Baca berita tanpa iklan. Gabung Kompas.com+

Titik Nol (47): Pernikahan Seorang Kawan

Kompas.com - 07/10/2008, 07:51 WIB
[Tayang:  Senin - Jumat]

Kami sampai di kota Gorkha, asal muasal nama tentara Gurkha yang termasyhur di seluruh dunia itu. Bukan untuk mencari pasukan, tetapi untuk menonton acara pernikahan.

Namanya Deepak. Umurnya seumuran dengan saya. Ia bicara bahasa Melayu patah-patah, tetapi lagak bicaranya seperti bos besar saja, mungkin belajar dari majikannya di Johor Bahru.

          “Nanti di Gorkha boleh tengok orang kawin, you know! Gorkha jauh sangat, you know! Nak ambil bus, sampai sana boleh tengok-tengok, you know!”

Lam Li kenal Deepak di Freak Streeet. Mereka langsung akrab, karena pengalaman Deepak bekerja di Malaysia. Seperti halnya tenaga kerja asal Indonesia, pekerja asal Nepal, India, Pakistan, dan Bangladesh pun banyak di Malaysia. Deepak cuma pekerja kasar saja di sana, jadi pelayan di toko onderdil.

Pria kerempeng berkulit gelap ini berkata bahwa ada kawannya yang menikah di dusun Ghorka. Ia mengajak Lam Li, yang mengajak Qingqing si gadis Beijing, yang kemudian mengajak saya. Jadilah rombongan kami berangkat pukul enam pagi dari Kathmandu yang masih dingin.

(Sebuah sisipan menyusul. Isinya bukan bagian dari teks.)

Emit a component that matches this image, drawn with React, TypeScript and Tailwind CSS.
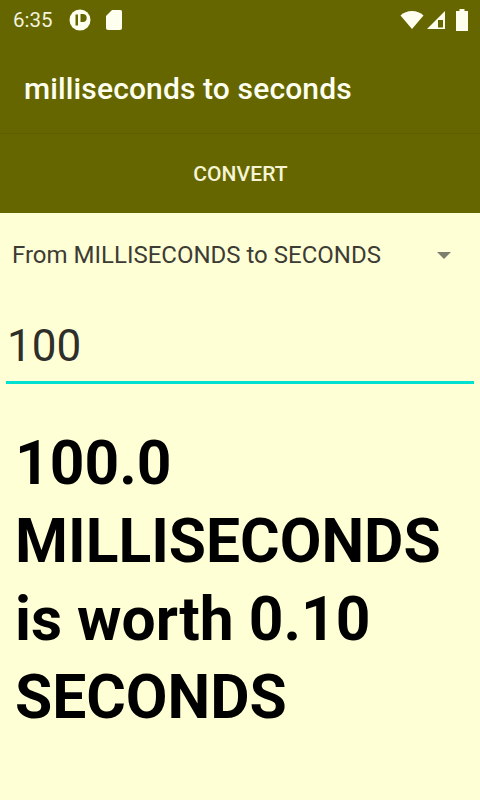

Gorkha terletak sekitar 150 kilometer dari ibu kota, melintasi jalan raya utama Kathmandu – Pokhara, berbelok ke utara di pertigaan Abu Karim. Walaupun dulunya pekerja kasar di Malaysia, Deepak lebih bergaya. Ia tak mau naik bus murah, takut muntah katanya. Kami terpaksa menuruti keinginannya, naik angkutan kota yang lebih mahal.

Sebenarnya bus lebih nyaman daripada naik angkutan seperti ini, di mana belasan penumpang dijejalkan dalam mobil kecil, melintasi jalan raya sempit yang berbelok-belok. Perut saya mual, sejak pagi belum makan. Sebenarnya sebelum berangkat, kami sudah menawari Deepak untuk makan terlebih dahulu di warung sebelah terminal. Tetapi pria desa ini tak mau. Airnya kotor, alasannya.

Deepak sangat pemilih dalam hal makanan karena ia berasal dari kasta Brahmana. Untuk membuktikan ke-Brahmana-annya, ia menunjukkan tali putih suci yang menyilang dari pundak kanan ke pinggang kiri, melekat terus di tubuhnya sepanjang tahun. Ke-Brahmana-annya itu pula yang membuatnya rewel, tak mau makan masakan orang dari kasta yang lebih rendah.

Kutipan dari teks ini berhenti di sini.